Ectoplasm (from the Greek ektos and plasma; exteriorised substance). The word "ectoplasm" was originated by Professor Charles Richet, a french physiologist who won the Nobel Prize in 1913 for his discovery of anaphylaxis. Professor Richet also investigated a wide range of phenomena such as telepathy, hypnosis, psychokinesis and of course ectoplasm, which he whole-heartedly accepted as real. A man who was one of Spiritualism's greatest advisories.
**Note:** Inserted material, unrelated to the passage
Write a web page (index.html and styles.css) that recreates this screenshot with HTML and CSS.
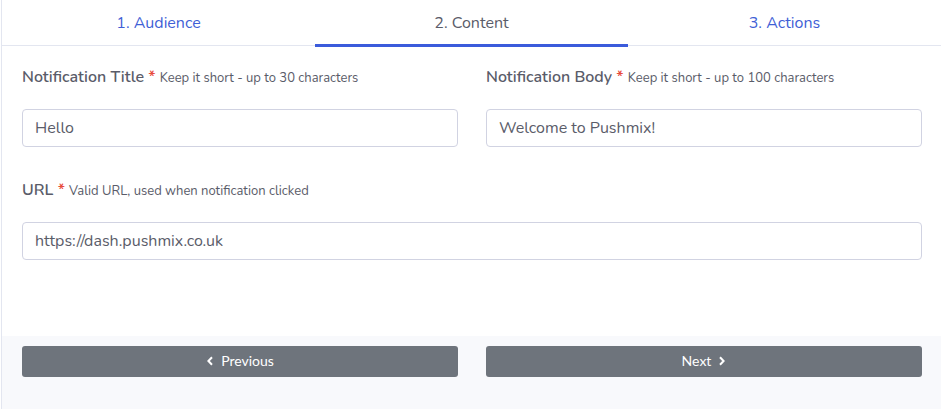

But what is ectoplasm? Well , we know it is definitely matter, invisible and intangible in its primary state, but it does assume sometimes, a liquid state, often a vaporous, and solid state during various stages of condensation. It emits a smell which smells like ozone, which can be quite unpleasant. So it is a subtle living matter which is drawn from the the body of a medium, and is capable of assuming various semi and solid states, which can and have been felt and photographed. Ectoplasm though primarily drawn from the medium, it is, to a lesser degree, also drawn from non-mediums, ie, sitters within the physical circle, and used to 'clothe' deceased, etheric persons.



In a paper read before the Metapsychic Congress in Copenhagen in 1921 Dr Galey says:



"The ectoplasmic phenomenon is a physical extension of the medium. During Trance a portion of their organism is exteriorised. This portion is sometimes small, sometimes considerable. It is first observed as an amorous substance which may be solid or vaporous; it then takes organic form (usually very quickly) and there appear form which, when the phenomenon is complete, may have all the anatomical and physiological characteristics of living organs. The ectoplasm has become a being, or fraction of a being, but always in close dependance of the medium, of which it is a kind of prolongation and into which is is absorbed at the end of the experiment".



Dr Galey went on to say;



"This fact has been established by flashlight photographs of materialised forms, impressions of them in clay, putty or lampblackened paper and hollow casts of them in paraffin wax. The ectoplasmic phenomena are the same in all countries, whoever the medium and the observers might be. Sir William Crooks, Sir Oliver Lodge, Professor Charles Richet, Dr Schrenk-Notzing, Professor Morselli, Dr Crawford and others have all given rigorously concordant descriptions".



Ectoplasm can also be seen as a fog, and sometimes a slightly phosphorescent mist.